The Heaven and Earth Grocery Store: A Review

The Heaven and Earth Grocery Store” by James McBride is a current bestseller and favorite of many book groups. The novel is a unique blend of literary fiction, historical fiction, and mystery. The tale weaves around a Jewish couple’s struggle and the Black community who unite to help them.

The story begins in Pottstown, PA in 1972 where a human skeleton is discovered at the local water reservoir. Who is it and why is a mezuzah found with the body? [A mezuzah is a small fixture affixed to the doorpost at the entrance to a Jewish home.] The novel then goes back to the 1930s where we meet a Dickensian cast of characters who inhabit the area of Chicken Hill, adjacent to the wealthier, white part of town. Chicken Hill is the home of those less fortunate: Black, Jewish, and immigrant communities. We meet Chona who, despite ill health, has inherited the small grocery store from her father and runs it to serve her community. She is courted by, and marries Moshe, who is struggling to run his small musical theatre. With Chona’s encouragement, Moshe opens the theatre to Black audiences, hiring struggling jazz musicians who come from far and near for a chance to perform.

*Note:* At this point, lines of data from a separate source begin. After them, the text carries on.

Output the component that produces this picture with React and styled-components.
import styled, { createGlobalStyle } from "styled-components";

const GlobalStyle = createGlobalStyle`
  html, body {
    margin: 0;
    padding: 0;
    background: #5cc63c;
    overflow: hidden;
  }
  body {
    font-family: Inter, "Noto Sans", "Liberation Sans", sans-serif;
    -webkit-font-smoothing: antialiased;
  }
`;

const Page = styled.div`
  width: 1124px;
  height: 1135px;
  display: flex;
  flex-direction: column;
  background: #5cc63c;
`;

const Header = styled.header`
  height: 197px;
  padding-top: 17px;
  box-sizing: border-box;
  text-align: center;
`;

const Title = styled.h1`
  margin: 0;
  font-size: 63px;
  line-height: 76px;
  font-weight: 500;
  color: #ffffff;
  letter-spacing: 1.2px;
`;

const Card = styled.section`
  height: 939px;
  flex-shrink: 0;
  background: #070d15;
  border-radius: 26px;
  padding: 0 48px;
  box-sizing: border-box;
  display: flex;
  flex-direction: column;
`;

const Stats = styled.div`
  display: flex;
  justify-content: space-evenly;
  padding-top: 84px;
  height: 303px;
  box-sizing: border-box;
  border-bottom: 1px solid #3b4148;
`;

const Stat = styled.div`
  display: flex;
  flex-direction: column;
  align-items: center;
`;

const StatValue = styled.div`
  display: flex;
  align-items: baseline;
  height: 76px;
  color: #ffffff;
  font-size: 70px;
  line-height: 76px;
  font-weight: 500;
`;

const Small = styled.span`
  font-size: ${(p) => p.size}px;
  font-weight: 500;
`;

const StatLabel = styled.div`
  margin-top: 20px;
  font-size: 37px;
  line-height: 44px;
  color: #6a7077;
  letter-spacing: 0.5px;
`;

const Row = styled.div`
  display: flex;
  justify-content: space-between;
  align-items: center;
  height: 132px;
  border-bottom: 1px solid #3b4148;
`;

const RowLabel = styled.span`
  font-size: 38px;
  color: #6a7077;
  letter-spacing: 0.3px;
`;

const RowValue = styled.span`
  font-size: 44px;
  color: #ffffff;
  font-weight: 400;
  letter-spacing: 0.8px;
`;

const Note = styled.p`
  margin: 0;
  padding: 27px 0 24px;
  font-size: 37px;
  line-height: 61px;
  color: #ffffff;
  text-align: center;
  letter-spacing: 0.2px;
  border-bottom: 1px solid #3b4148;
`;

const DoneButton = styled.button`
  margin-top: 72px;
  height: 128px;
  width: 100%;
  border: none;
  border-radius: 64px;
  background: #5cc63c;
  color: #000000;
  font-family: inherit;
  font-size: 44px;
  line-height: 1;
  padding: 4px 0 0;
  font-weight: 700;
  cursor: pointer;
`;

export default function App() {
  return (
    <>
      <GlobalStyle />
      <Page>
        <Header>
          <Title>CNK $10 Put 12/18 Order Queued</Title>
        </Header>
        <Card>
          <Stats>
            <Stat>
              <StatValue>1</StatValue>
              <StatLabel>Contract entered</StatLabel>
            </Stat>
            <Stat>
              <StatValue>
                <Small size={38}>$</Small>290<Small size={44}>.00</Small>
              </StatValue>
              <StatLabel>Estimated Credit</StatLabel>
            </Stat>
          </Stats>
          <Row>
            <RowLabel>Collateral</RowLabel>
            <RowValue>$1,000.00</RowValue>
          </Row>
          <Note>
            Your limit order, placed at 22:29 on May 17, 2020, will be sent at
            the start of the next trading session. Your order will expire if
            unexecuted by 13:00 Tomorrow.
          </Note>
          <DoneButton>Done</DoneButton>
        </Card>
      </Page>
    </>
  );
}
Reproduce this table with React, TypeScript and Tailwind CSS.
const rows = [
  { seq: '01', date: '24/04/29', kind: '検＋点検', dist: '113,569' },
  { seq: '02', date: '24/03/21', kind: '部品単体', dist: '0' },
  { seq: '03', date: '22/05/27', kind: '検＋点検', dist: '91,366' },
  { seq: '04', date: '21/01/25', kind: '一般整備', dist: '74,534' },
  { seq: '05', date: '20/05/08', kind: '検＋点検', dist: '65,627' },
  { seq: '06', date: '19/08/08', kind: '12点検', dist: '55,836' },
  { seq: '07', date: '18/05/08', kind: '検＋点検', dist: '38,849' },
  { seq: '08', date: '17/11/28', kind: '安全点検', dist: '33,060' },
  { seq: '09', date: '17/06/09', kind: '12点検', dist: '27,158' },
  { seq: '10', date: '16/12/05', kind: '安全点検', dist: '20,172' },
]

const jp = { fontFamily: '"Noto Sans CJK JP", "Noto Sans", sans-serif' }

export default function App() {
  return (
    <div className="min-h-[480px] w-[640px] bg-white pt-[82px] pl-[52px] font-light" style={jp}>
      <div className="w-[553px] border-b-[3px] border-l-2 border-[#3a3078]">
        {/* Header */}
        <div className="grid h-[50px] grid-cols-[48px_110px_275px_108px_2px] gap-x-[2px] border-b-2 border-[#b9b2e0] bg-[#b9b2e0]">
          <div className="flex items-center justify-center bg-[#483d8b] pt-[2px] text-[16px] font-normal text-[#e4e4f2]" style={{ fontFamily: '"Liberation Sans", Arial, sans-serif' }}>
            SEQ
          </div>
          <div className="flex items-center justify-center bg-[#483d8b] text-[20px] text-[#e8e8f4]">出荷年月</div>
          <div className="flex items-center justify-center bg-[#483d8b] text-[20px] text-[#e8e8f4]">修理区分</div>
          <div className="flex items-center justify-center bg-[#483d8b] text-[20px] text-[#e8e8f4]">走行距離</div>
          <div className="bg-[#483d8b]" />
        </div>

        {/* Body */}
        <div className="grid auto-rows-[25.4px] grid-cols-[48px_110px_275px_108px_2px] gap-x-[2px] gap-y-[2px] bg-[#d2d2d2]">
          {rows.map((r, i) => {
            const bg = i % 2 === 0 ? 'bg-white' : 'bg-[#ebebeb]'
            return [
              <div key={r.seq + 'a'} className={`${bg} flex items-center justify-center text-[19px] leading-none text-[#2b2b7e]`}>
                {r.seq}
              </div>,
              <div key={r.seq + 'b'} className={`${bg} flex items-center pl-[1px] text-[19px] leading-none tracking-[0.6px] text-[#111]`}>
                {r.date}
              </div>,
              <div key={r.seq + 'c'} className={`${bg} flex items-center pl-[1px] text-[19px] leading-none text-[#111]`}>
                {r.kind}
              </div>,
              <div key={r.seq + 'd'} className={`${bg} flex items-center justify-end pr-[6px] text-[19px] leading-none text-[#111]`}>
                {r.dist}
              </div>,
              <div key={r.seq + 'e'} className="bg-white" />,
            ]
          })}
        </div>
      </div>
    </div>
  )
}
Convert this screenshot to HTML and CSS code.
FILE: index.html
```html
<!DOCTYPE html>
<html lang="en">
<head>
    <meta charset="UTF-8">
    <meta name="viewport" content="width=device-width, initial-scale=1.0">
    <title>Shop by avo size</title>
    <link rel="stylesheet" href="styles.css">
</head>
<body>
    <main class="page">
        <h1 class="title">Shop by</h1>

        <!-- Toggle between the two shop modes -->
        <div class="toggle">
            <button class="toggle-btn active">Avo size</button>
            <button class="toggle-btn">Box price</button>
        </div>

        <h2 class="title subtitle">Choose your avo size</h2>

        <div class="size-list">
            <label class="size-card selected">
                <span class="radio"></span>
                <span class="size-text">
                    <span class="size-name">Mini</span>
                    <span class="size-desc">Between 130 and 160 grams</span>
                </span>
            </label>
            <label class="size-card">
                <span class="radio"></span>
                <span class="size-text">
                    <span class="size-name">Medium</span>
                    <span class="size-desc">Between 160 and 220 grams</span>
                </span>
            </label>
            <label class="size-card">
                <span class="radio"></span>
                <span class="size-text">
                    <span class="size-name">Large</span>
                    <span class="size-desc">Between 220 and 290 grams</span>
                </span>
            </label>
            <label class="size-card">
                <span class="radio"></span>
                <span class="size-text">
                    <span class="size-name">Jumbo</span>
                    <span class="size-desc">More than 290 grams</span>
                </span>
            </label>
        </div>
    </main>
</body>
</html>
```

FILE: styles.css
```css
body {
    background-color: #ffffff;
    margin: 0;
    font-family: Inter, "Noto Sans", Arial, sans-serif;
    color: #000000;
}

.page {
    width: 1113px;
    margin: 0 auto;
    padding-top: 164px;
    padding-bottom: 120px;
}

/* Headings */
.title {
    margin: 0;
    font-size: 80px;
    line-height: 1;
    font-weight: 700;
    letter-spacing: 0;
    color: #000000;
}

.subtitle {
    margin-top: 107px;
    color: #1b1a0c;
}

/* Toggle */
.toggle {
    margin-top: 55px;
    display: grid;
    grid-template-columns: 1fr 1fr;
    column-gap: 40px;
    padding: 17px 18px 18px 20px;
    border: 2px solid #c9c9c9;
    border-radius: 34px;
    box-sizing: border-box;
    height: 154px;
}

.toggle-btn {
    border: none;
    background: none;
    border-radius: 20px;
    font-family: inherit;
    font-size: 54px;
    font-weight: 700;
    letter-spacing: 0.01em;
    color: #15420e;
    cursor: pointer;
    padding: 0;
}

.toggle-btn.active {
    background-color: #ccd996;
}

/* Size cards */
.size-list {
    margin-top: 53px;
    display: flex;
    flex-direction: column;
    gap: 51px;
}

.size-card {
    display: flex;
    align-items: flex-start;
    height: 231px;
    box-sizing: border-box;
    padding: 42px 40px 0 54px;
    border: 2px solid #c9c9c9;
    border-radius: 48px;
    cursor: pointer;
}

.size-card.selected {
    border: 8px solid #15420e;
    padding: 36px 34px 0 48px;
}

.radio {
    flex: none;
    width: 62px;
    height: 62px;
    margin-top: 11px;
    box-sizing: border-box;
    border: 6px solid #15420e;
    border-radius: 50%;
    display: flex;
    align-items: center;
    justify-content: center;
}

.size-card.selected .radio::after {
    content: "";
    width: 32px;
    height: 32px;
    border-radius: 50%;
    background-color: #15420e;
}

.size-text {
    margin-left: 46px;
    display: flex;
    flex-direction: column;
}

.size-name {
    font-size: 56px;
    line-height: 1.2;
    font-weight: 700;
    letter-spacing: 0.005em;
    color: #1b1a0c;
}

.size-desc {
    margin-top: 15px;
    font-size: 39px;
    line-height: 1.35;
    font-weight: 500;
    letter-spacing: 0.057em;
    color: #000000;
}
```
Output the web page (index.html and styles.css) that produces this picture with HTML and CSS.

But when a young, Black boy with special needs is orphaned, he is taken in by Addie and Nate, a Black couple who work for Chona. When the white authorities begin looking for young Dodo, Nate asks Moshe if he can hide Dodo in the basement of the theater so that the authorities will not be able to discover him. But Chona insists that Dodo stay at their house instead, and, with the help of her estranged friend from childhood, a woman named Bernice Davis, they work to keep Dodo hidden. But it all starts to go awry when the man from the state reaches out to the local physician, Doc Roberts, and plays on Roberts’ deep-seated racism and membership in the Ku Klux Klan to convince him to head to Chona’s store and find Dodo and place him in the hard, horrible Pennhurst Asylum. When Doc goes to the grocery store everything goes terribly wrong.

It’s at this point where all the fun begins; and we meet the heroic members of the Black and Jewish community who help rescue Dodo, while at the same time restore water that Gus Plitzer, a white city council member, has been siphoning town water away from the shul to water his dairy farm.

I know it sounds like I’ve given away the whole plot, but believe me, I have barely scratched the surface. The characters are many, beautifully woven together by McBride, and is so much fun to read. In a PBS News Hour interview, McBride said, “You have to really have a desire to see the good in people, to see them push past their boundaries.” “The Heaven and Earth Grocery Store” is a testament to a time when communities came together, helped each other, and cared about their neighbors. It is also a tale of love, romance, and social justice. And the best part is that throughout the book, you will laugh and maybe even cry as the backstories of each character is fully described and written with such warmth and care that you come away with feeling of satisfaction, comfort, and renewed faith in humanity.

James McBride is an award-winning author, musician, and screenwriter. His best-selling memoir, “The Color of Water,” published in 1996, is a homage to his Jewish mother. His 2013 novel, “The Good Lord Bird,” about American abolitionist John Brown, won the National Book Award for Fiction and was made into a Showtime series. McBride has been a staff writer for The Boston Globe, People Magazine, and The Washington Post, and his work has appeared in Essence, Rolling Stone, and The New York Times. He is also a jazz saxophonist and composer. In 2015, he was awarded the National Humanities Medal by President Obama “for humanizing the complexities of discussing race in America.”